DIRECTIONS
Gather every line that includes the word "React", please.

DATA SECTION
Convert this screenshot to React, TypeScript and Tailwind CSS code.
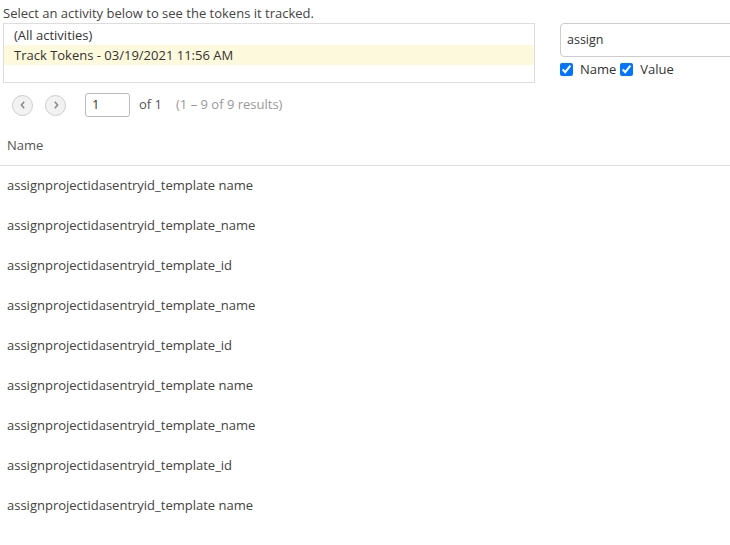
import React from "react";

const rows = [
  "assignprojectidasentryid_template name",
  "assignprojectidasentryid_template_name",
  "assignprojectidasentryid_template_id",
  "assignprojectidasentryid_template_name",
  "assignprojectidasentryid_template_id",
  "assignprojectidasentryid_template name",
  "assignprojectidasentryid_template_name",
  "assignprojectidasentryid_template_id",
  "assignprojectidasentryid_template name",
];

function Chevron({ dir }: { dir: "l" | "r" }) {
  return (
    <svg width="10" height="10" viewBox="0 0 10 10">
      <path
        d={dir === "l" ? "M6.2 1.8 L3.4 5 L6.2 8.2" : "M3.8 1.8 L6.6 5 L3.8 8.2"}
        fill="none"
        stroke="#8a8a8a"
        strokeWidth="1.6"
      />
    </svg>
  );
}

export default function App() {
  return (
    <div
      className="w-[730px] h-[545px] overflow-hidden bg-white text-[13px] text-[#333]"
      style={{ fontFamily: '"Open Sans", sans-serif' }}
    >
      <div className="pl-[3px] pt-[4px] leading-[18px] text-[#444]">
        Select an activity below to see the tokens it tracked.
      </div>
      <div className="flex mt-[1px]">
        <div className="shrink-0 ml-[3px] w-[532px] h-[60px] border border-[#ddd] py-[1px] leading-[20px]">
          <div className="pl-[10px] h-[20px]">(All activities)</div>
          <div className="pl-[10px] h-[20px] bg-[#fdf9dc]">Track Tokens - 03/19/2021 11:56 AM</div>
        </div>
        <div className="shrink-0 ml-[25px] flex flex-col">
          <div className="w-[200px] h-[34px] border border-[#ccc] rounded-[4px] flex items-center pl-[6px] text-[#333] text-[12.5px]">
            assign
          </div>
          <div className="flex items-center mt-[5px] leading-[14px]">
            <input type="checkbox" checked readOnly className="w-[13px] h-[13px] m-0" />
            <span className="ml-[7px]">Name</span>
            <input type="checkbox" checked readOnly className="w-[13px] h-[13px] m-0 ml-[4px]" />
            <span className="ml-[7px]">Value</span>
          </div>
        </div>
      </div>
      <div className="flex items-center mt-[10px] h-[24px]">
        <div className="ml-[12px] w-[21px] h-[21px] rounded-full border border-[#ccc] bg-[#f2f2f2] flex items-center justify-center">
          <Chevron dir="l" />
        </div>
        <div className="ml-[12px] w-[21px] h-[21px] rounded-full border border-[#ccc] bg-[#f2f2f2] flex items-center justify-center">
          <Chevron dir="r" />
        </div>
        <div className="ml-[19px] w-[45px] h-[24px] border border-[#bbb] rounded-[3px] flex items-center pl-[6px] text-[#333]">
          1
        </div>
        <span className="ml-[9px] text-[#555]">of 1</span>
        <span className="ml-[14px] text-[#999]">(1 – 9 of 9 results)</span>
      </div>
      <div className="mt-[9px] h-[40px] border-b border-[#ddd] flex items-center pl-[7px] text-[#555]">
        Name
      </div>
      {rows.map((r, i) => (
        <div key={i} className="h-[40px] flex items-center pl-[7px] text-[#444]">
          {r}
        </div>
      ))}
    </div>
  );
}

RESPONSE TO THE EXERCISE
Convert this screenshot to React, TypeScript and Tailwind CSS code.
import React from "react";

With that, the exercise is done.